With a dry-braised Durban curry, you can make the most of tart, fibrous green mangoes.

Growing up in Durban, on South Africa’s humid east coast, where the salty spray of the Indian Ocean meets coconut palms and wild banana trees, the appearance of green mangoes signaled the brief interlude between spring and summer. As the strength of the sun intensified, these fibrous, unripe (sometimes called “raw”) mangoes would sweeten rapidly, the skins turning a mottled sunshine yellow and autumnal red—perfect for eating straight from the tree, sucking on the saccharine strings. But once they ripened, the magic of their once tart, firm flesh was lost.

South African green mangoes, often used for pickling when not eaten in the wild, are descendants of the Indian mango, which arrived in Zanzibar on Africa’s east coast in the 10th century with Arab traders, and later, as dried seeds with the Portuguese, who jostled to control the spice trade route in the 16th century. Unlike India’s starry Alphonso or Pakistan’s beloved Anwar Rataul, these no-name common mangoes are related to the earliest local cultivars called the Peach and Sabre, according to Christo Human of the Agricultural Research Council.

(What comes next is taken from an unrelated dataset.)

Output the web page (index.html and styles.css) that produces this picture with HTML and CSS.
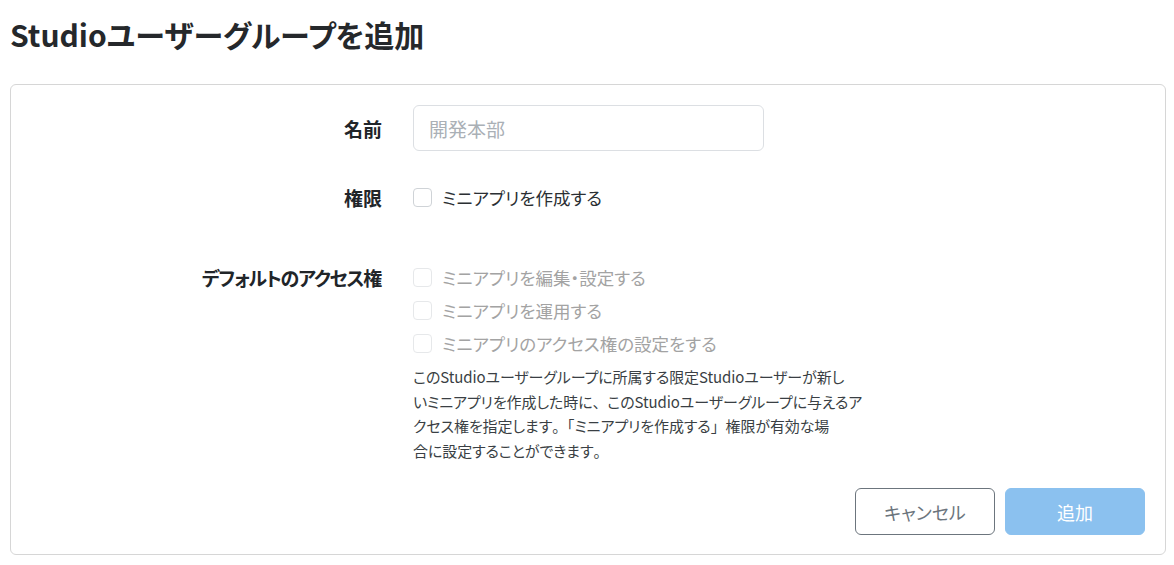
FILE: index.html
```html
<!DOCTYPE html>
<html lang="ja">
<head>
<meta charset="utf-8">
<title>Studioユーザーグループを追加</title>
<link rel="stylesheet" href="styles.css">
</head>
<body>
<div class="page">
  <h1 class="title">Studioユーザーグループを追加</h1>
  <form class="card">
    <div class="row row-name">
      <label class="label" for="name">名前</label>
      <div class="field">
        <input id="name" class="text-input" type="text" placeholder="開発本部">
      </div>
    </div>
    <div class="row row-perm">
      <div class="label">権限</div>
      <div class="field">
        <label class="check"><span class="box"></span><span>ミニアプリを作成する</span></label>
      </div>
    </div>
    <div class="row row-access">
      <div class="label label-long">デフォルトのアクセス権</div>
      <div class="field">
        <label class="check disabled"><span class="box"></span><span>ミニアプリを編集・設定する</span></label>
        <label class="check disabled"><span class="box"></span><span>ミニアプリを運用する</span></label>
        <label class="check disabled"><span class="box"></span><span>ミニアプリのアクセス権の設定をする</span></label>
        <p class="help">このStudioユーザーグループに所属する限定Studioユーザーが新し<br>いミニアプリを作成した時に<span class="punct">、</span>このStudioユーザーグループに与えるア<br>クセス権を指定します<span class="punct">。「</span>ミニアプリを作成する<span class="punct">」</span>権限が有効な場<br>合に設定することができます<span class="punct">。</span></p>
      </div>
    </div>
    <div class="actions">
      <button type="button" class="btn btn-cancel">キャンセル</button>
      <button type="button" class="btn btn-add">追加</button>
    </div>
  </form>
</div>
</body>
</html>
```

FILE: styles.css
```css
* { box-sizing: border-box; }
html, body { margin: 0; padding: 0; background: #fff; }
body {
  font-family: "Noto Sans CJK JP", "Noto Sans", sans-serif;
  font-feature-settings: "palt";
  color: #212529;
}
.page { padding: 0 8px 0 10px; }
.title {
  margin: 0;
  padding-top: 14px;
  font-size: 30px;
  line-height: 40px;
  font-weight: 700;
  color: #25282b;
}
.card {
  margin-top: 30px;
  border: 1px solid #d6d6d6;
  border-radius: 6px;
  padding: 20px 20px 19px 0;
}
.row {
  display: grid;
  grid-template-columns: 371px 1fr;
  column-gap: 31px;
}
.label {
  text-align: right;
  font-size: 19px;
  font-weight: 700;
  color: #212529;
}
.label-long { letter-spacing: -1.2px; padding-right: 1px; }
.row-name .label { line-height: 44px; padding-top: 2px; }
.row-perm { margin-top: 34px; }
.row-perm .label { line-height: 25px; }
.row-access { margin-top: 51px; }
.row-access .label { line-height: 33px; }
.text-input {
  width: 351px;
  height: 46px;
  border: 1px solid #dcdfe3;
  border-radius: 6px;
  padding: 0 15px;
  font-family: inherit;
  font-feature-settings: "palt";
  font-size: 19px;
  color: #212529;
  outline: none;
}
.text-input::placeholder { color: #aab0b6; }
.check {
  display: flex;
  align-items: center;
  gap: 10px;
  font-size: 17.5px;
  color: #2b2f33;
}
.row-perm .check { height: 25px; }
.row-access .check { height: 33px; color: #a3a3a3; }
.box {
  width: 19px;
  height: 19px;
  border: 1px solid #cfd3d7;
  border-radius: 4px;
  background: #fff;
  flex: none;
}
.check.disabled .box { border-color: #e6e8ea; }
.help {
  margin: 5px 0 0;
  font-size: 15px;
  line-height: 24.5px;
  letter-spacing: -0.1px;
  color: #3a3f44;
}
.punct { font-feature-settings: normal; }
.actions {
  display: flex;
  justify-content: flex-end;
  gap: 10px;
  margin-top: 25px;
}
.btn {
  width: 140px;
  height: 47px;
  border-radius: 6px;
  font-family: inherit;
  font-feature-settings: "palt";
  font-size: 18px;
  cursor: pointer;
}
.btn-cancel {
  background: #fff;
  border: 1px solid #6c757d;
  color: #6c757d;
}
.btn-add {
  background: #8bc1ef;
  border: 1px solid #8bc1ef;
  color: #fff;
}
```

The region around Durban is where indentured Indians, mainly from South India’s Tamil Nadu state, were brought to work on British-run sugarcane plantations and railways from 1860 until 1911. Over the century and a half that followed, dishes that had been popular in India developed their own traits across the ocean as they mingled with South African indigenous produce and cultures, and the mango played a role of its own. This gave rise to what’s known today as the Durban curry, a loose term for the South African Indian cuisine born in this part of the world.

A descendant of the Indian indentured laborers from 1860, I spent my early childhood darting around trays of green mangoes in my grandmother’s backyard that had been left to dry under muslin before they made it into large jars of heavily spiced sunflower oil for atchar, or “pickle” as we call it, or landed in a shallow saucepan for a dry braised curry.

In my home province, many have dubbed this green mango dish “sugar mango”—a  name my father fondly recalled as we ate a plate of piping-hot mango curry recently, since the tartness of the green flesh is sometimes tempered with up to a cup of sugar, thus the name. Unlike the saucy mango curries of Sri Lanka and Southern India that use the ripe fruit, which are often enriched with coconut milk, this one is a drier, less soupy curry—focused on the mango and the spice.

The green mangoes are washed and cleaved through the still-tender seed, with the leathery skin either peeled or (as in the case of my family) left on to tenderize in the pot. After thinly sliced onions are sautéed in a pot with oil or ghee, you drop in cumin seeds, dried red chile, fresh curry leaves on the stem, and mustard seeds, which respond with an orchestral pop and splutter. Then, in slide the mangoes to simmer with a little water, turmeric, sugar, and salt.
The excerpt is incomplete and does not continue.